Our Model
Using our citizen engagement model, Cities of Service coalition cities partner with local residents, city agencies, and community organizations to identify priority challenges that can be addressed with help from citizens. After deliberating with the community, city leaders and citizens come together to take action. Their combined efforts generate strong results and build trust between citizens and city leaders, which encourages and sustains future engagement.
Cities of Service provides several key resources to cities to help them achieve results:
- Technical Assistance & Coaching
- Grant Programs & Funding Opportunities
- Active Peer Network
- National Exposure
- Resource Library
- Recruitment Pipeline
- Connections to Corporate Partners & National Nonprofits
City leaders leverage citizens to improve their cities in a variety of ways. Here are a few examples:
In Lansing, Michigan the Love Your Block AmeriCorps VISTA members conducted outreach to citizens, engaging them in community tours and photo journalism activities that brought problems, and solutions, to light. This outreach led to a grant workshop hosted by the city, which resulted in 19 mini-grant applications from different neighborhood groups and seven selected grantees. As of June 2016, these seven projects had removed nearly 100 bags of litter, created 14 art displays, and cleaned 12 parks and seven lots.
In recovery from devastating floods in May 2010, Nashville, Tennessee identified ways to reduce the impact of future flooding, strengthen the city’s stormwater management system, and prepare to be more resilient in the face of future natural disasters. Through the Storm Busters Impact Volunteering initiative, spearheaded by Nashville Mayor Karl Dean, citizen volunteers planted roughly 16,000 trees and 320 rain gardens across the city, mitigating over 13 million gallons of stormwater.
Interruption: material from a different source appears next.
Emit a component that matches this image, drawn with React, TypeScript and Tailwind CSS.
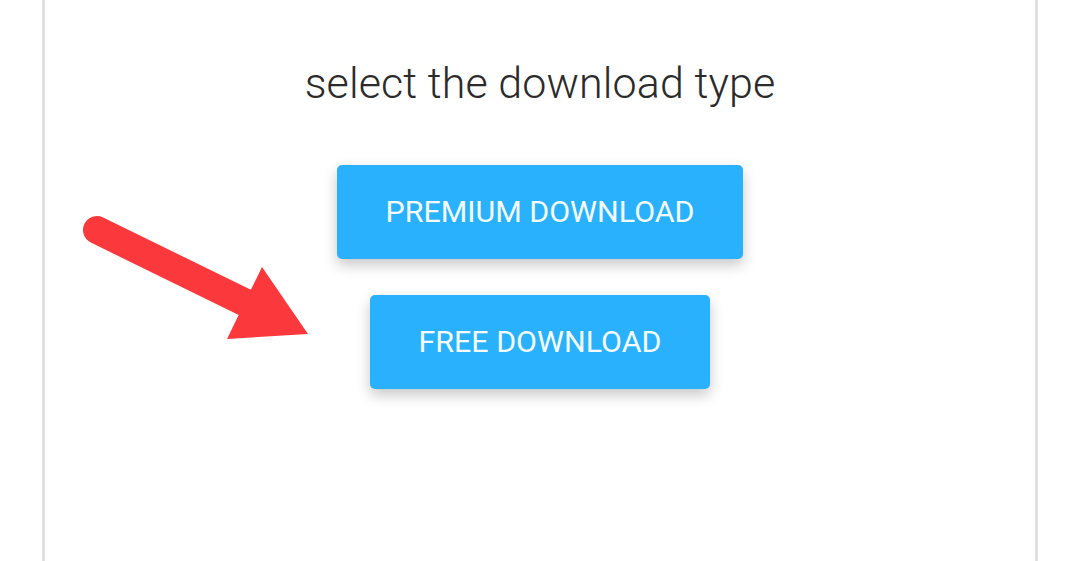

Thousands of volunteers cleaned 30 miles of waterways, removing nearly 300 tons of trash and debris.
In Philadelphia, Pennsylvania, Waste Watchers citizen volunteers make large public events more sustainable by helping attendees separate their waste into trash, recycling, and compost receptacles. Waste Watchers helped the Philadelphia Marathon reach 90 percent waste diversion, a new record and the widely accepted definition of “zero waste.”
Flint, Michigan launched a comprehensive master planning process, which included a critical data collection component called Your Neighborhood Inventory. With training, materials, and support provided by the city, citizen volunteer groups assessed the physical condition of every commercial property and over 20,000 residential properties, and the functioning of nearly 11,500 streetlights in the city. The data collected through Your Neighborhood Inventory inspired and informed countless projects, including a $24 million grant-funded undertaking to demolish more than 1,800 dangerous and abandoned structures.